HAMBURG, NY (WKBW) - A source in the Hamburg School District said Superintendent Richard Jetter falsified a police report in which he claimed his car was vandalized during a May 6 board meeting.

Jetter has admitted this to police and will likely lose "his dream job" as a result, said the source.

The source is a self-described supporter of the superintendent.

Jetter was temporarily stripped of power on Tuesday after the district was informed by Village of Hamburg Police Department that Jetter was under investigation, according to a statement released by the district.

Two top administrators are now running day-to-day operations in Jetter's place.

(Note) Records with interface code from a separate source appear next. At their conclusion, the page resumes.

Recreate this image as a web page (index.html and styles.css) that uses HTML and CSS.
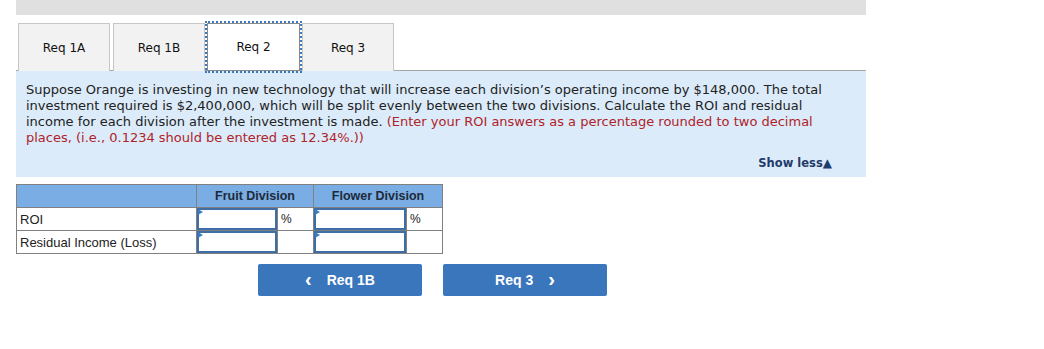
FILE: index.html
```html
<!doctype html>
<html lang="en">
  <head>
    <meta charset="UTF-8" />
    <meta name="viewport" content="width=device-width, initial-scale=1.0" />
    <title>Req 2</title>
    <link rel="stylesheet" href="styles.css">
  </head>
  <body>
    <div class="page">
      <div class="topbar"></div>

      <div class="tabs">
        <button class="tab" type="button">Req 1A</button>
        <button class="tab" type="button">Req 1B</button>
        <button class="tab active" type="button">Req 2</button>
        <button class="tab" type="button">Req 3</button>
      </div>

      <div class="prompt">
        <p>
          Suppose Orange is investing in new technology that will increase each division’s operating income by $148,000. The total
          investment required is $2,400,000, which will be split evenly between the two divisions. Calculate the ROI and residual
          income for each division after the investment is made.
          <span class="hint">(Enter your ROI answers as a percentage rounded to two decimal places, (i.e., 0.1234 should be entered as 12.34%.))</span>
        </p>
        <div class="show-less">Show less<span class="arrow">▲</span></div>
      </div>

      <table class="answers">
        <thead>
          <tr>
            <th class="label-col"></th>
            <th colspan="2">Fruit Division</th>
            <th colspan="2">Flower Division</th>
          </tr>
        </thead>
        <tbody>
          <tr>
            <td class="label">ROI</td>
            <td class="entry entry-fruit"><input type="text" /></td>
            <td class="unit">%</td>
            <td class="entry entry-flower"><input type="text" /></td>
            <td class="unit">%</td>
          </tr>
          <tr>
            <td class="label">Residual Income (Loss)</td>
            <td class="entry entry-fruit"><input type="text" /></td>
            <td class="unit"></td>
            <td class="entry entry-flower"><input type="text" /></td>
            <td class="unit"></td>
          </tr>
        </tbody>
      </table>

      <div class="nav">
        <button class="nav-btn" type="button"><span class="chev">‹</span>Req 1B</button>
        <button class="nav-btn" type="button">Req 3<span class="chev">›</span></button>
      </div>
    </div>
  </body>
</html>
```

FILE: styles.css
```css
* {
  box-sizing: border-box;
}

body {
  margin: 0;
  background: #fff;
  color: #222;
  font: 13px "DejaVu Sans", Verdana, sans-serif;
}

.page {
  width: 850px;
  margin-left: 16px;
}

.topbar {
  height: 15px;
  background-color: #e0e0e0;
}

.tabs {
  display: flex;
  height: 56px;
  padding-top: 8px;
  padding-left: 2px;
  border-bottom: 1px solid #a6a6a6;
}

.tab {
  width: 92px;
  height: 48px;
  margin-right: 3px;
  border: 1px solid #c6c6c6;
  border-bottom: none;
  background-color: #f2f2f2;
  color: #111;
  font: 12px "DejaVu Sans", Verdana, sans-serif;
  cursor: pointer;

  &.active {
    width: 93px;
    height: 48px;
    margin-left: -1px;
    margin-right: 2px;
    border: 1px solid #8a8a8a;
    background-color: #fff;
    outline: 2px dotted #3c78c0;
    outline-offset: 0;
    position: relative;
    z-index: 1;
  }
}

.prompt {
  padding: 11px 10px 7px;
  background-color: #dbebf9;

  p {
    margin: 0;
    padding-right: 30px;
    line-height: 16px;
    color: #222;
  }
}

.hint {
  color: #b0232a;
}

.show-less {
  margin-top: 10px;
  padding-right: 24px;
  text-align: right;
  color: #1f3b6b;
  font: bold 11.5px "DejaVu Sans", Verdana, sans-serif;
}

.arrow {
  font-size: 12px;
}

.answers {
  margin-top: 7px;
  border-collapse: collapse;
  font: 12px "Liberation Sans", Arial, sans-serif;
  color: #222;

  th,
  td {
    height: 23px;
    padding: 0;
    border: 1px solid #808080;
  }

  th {
    background-color: #79ade3;
    color: #1e2a3a;
    font-weight: bold;
    font-size: 12.5px;
  }
}

.label-col {
  width: 180px;
}

.label {
  padding-left: 3px !important;
  font-size: 13px;
}

.entry {
  position: relative;

  input {
    display: block;
    width: 100%;
    height: 22px;
    margin: 0;
    border: 2px solid #3d6ea5;
    background: #fff;
  }

  &::before {
    position: absolute;
    top: 1px;
    left: 1px;
    border-top: 3px solid transparent;
    border-bottom: 3px solid transparent;
    border-left: 5px solid #3d7cc4;
    content: '';
  }
}

.entry-fruit {
  width: 81px;
}

.entry-flower {
  width: 93px;
}

.unit {
  width: 36px;
  padding-left: 3px !important;
  vertical-align: middle;
}

.nav {
  display: flex;
  gap: 21px;
  margin-top: 10px;
  padding-left: 242px;
}

.nav-btn {
  display: flex;
  align-items: center;
  justify-content: center;
  gap: 15px;
  width: 164px;
  height: 32px;
  border: none;
  border-radius: 2px;
  background-color: #3a76bc;
  color: #fff;
  font: bold 14px "Liberation Sans", Arial, sans-serif;
  cursor: pointer;
}

.chev {
  font-size: 20px;
  line-height: 1;
  margin-top: -3px;
}
```
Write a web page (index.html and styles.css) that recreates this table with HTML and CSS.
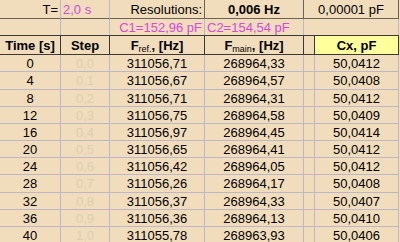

Assistant Superintendents Colleen Kaney and Barbara Sporyz will serve as acting superintendents of the district.

School board members will meet at 7:15 a.m. on Wednesday "to discuss its options regarding Dr. Jetter," the statement said.

Eyewitness News has learned the options will include placing Jetter on administrative leave pending the outcome of the police investigation, the source said.

Jetter's personal vehicle was banged up, a part of the side mirror removed and a threatening note found under the windshield wiper following a May 6 meeting at Union Pleasant Elementary School.

The police were called and a report was filed, in which Jetter blamed vandals.

Some blamed politics and a power struggle on the school board for the apparent vandalism.

The following day, parents and teachers rallied around the superintendent pledging to support him.

Days later, Jetter reported that someone had egged a rental van in the driveway of his Tonawanda home.

Jetter is now under investigation for allegedly falsifying the report about his car being vandalized on May 6, multiple sources confirmed.

The start of the school year is roughly six weeks away and already the Hamburg School District has been contacted by several local retired superintendents who have offered their services to fill in on a temporary bases, sources said.